*Written exercise*.
Produce an exact copy of all the data below, dropping every image.

━━━━━ Given data ━━━━━

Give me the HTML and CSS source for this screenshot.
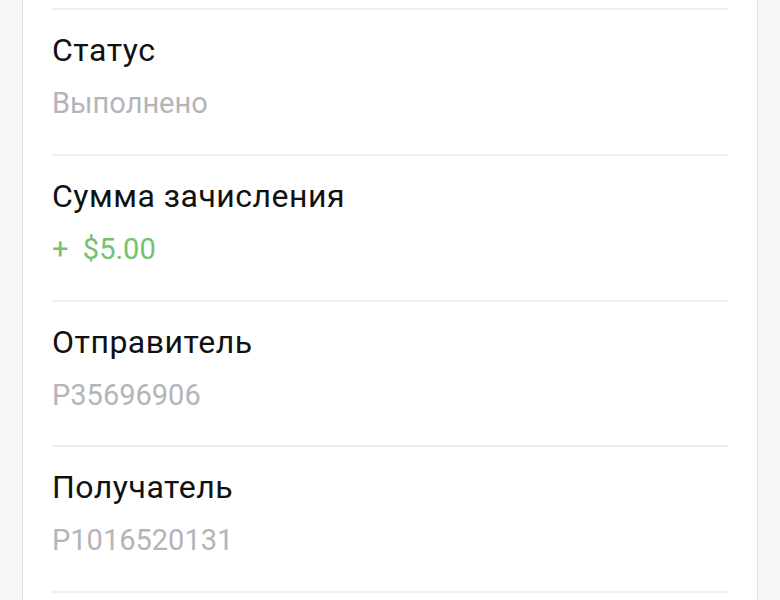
FILE: index.html
```html
<!DOCTYPE html>
<html lang="ru">
<head>
    <meta charset="UTF-8">
    <meta name="viewport" content="width=device-width, initial-scale=1.0">
    <title>Детали перевода</title>
    <link rel="stylesheet" href="styles.css">
</head>
<body>
    <div class="card">
        <div class="row">
            <div class="label">Статус</div>
            <div class="value">Выполнено</div>
        </div>
        <div class="row">
            <div class="label">Сумма зачисления</div>
            <div class="value plus">+&nbsp; $5.00</div>
        </div>
        <div class="row">
            <div class="label">Отправитель</div>
            <div class="value">P35696906</div>
        </div>
        <div class="row">
            <div class="label">Получатель</div>
            <div class="value">P1016520131</div>
        </div>
        <div class="row"></div>
    </div>
</body>
</html>
```

FILE: styles.css
```css
* {
    box-sizing: border-box;
}

body {
    margin: 0;
    background: #f7f7f7;
    font-family: Roboto, "Noto Sans", sans-serif;
    height: 600px;
    overflow: hidden;
}

/* Card */
.card {
    margin: 0 22px;
    padding: 8px 29px 0;
    background: #fff;
    border-left: 1px solid #e2e2e2;
    border-right: 1px solid #e2e2e2;
    height: 600px;
    overflow: hidden;
}

/* Rows */
.row {
    border-top: 2px solid #eeeeee;
    height: 145.75px;
    padding-top: 21px;
}

.label {
    font-size: 32px;
    line-height: 38px;
    letter-spacing: 0.5px;
    color: #111;
}

.value {
    margin-top: 17px;
    font-size: 29px;
    line-height: 34px;
    color: #b3b5b9;
}

.plus {
    color: #74c16f;
}
```
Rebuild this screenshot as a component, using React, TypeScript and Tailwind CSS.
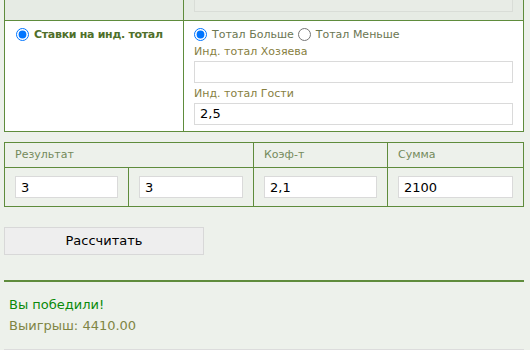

━━━━━

*Exercise result*.
Give me the HTML and CSS source for this screenshot.
FILE: index.html
```html
<!DOCTYPE html>
<html lang="ru">
<head>
    <meta charset="UTF-8">
    <meta name="viewport" content="width=device-width, initial-scale=1.0">
    <title>Детали перевода</title>
    <link rel="stylesheet" href="styles.css">
</head>
<body>
    <div class="card">
        <div class="row">
            <div class="label">Статус</div>
            <div class="value">Выполнено</div>
        </div>
        <div class="row">
            <div class="label">Сумма зачисления</div>
            <div class="value plus">+&nbsp; $5.00</div>
        </div>
        <div class="row">
            <div class="label">Отправитель</div>
            <div class="value">P35696906</div>
        </div>
        <div class="row">
            <div class="label">Получатель</div>
            <div class="value">P1016520131</div>
        </div>
        <div class="row"></div>
    </div>
</body>
</html>
```

FILE: styles.css
```css
* {
    box-sizing: border-box;
}

body {
    margin: 0;
    background: #f7f7f7;
    font-family: Roboto, "Noto Sans", sans-serif;
    height: 600px;
    overflow: hidden;
}

/* Card */
.card {
    margin: 0 22px;
    padding: 8px 29px 0;
    background: #fff;
    border-left: 1px solid #e2e2e2;
    border-right: 1px solid #e2e2e2;
    height: 600px;
    overflow: hidden;
}

/* Rows */
.row {
    border-top: 2px solid #eeeeee;
    height: 145.75px;
    padding-top: 21px;
}

.label {
    font-size: 32px;
    line-height: 38px;
    letter-spacing: 0.5px;
    color: #111;
}

.value {
    margin-top: 17px;
    font-size: 29px;
    line-height: 34px;
    color: #b3b5b9;
}

.plus {
    color: #74c16f;
}
```
Rebuild this screenshot as a component, using React, TypeScript and Tailwind CSS.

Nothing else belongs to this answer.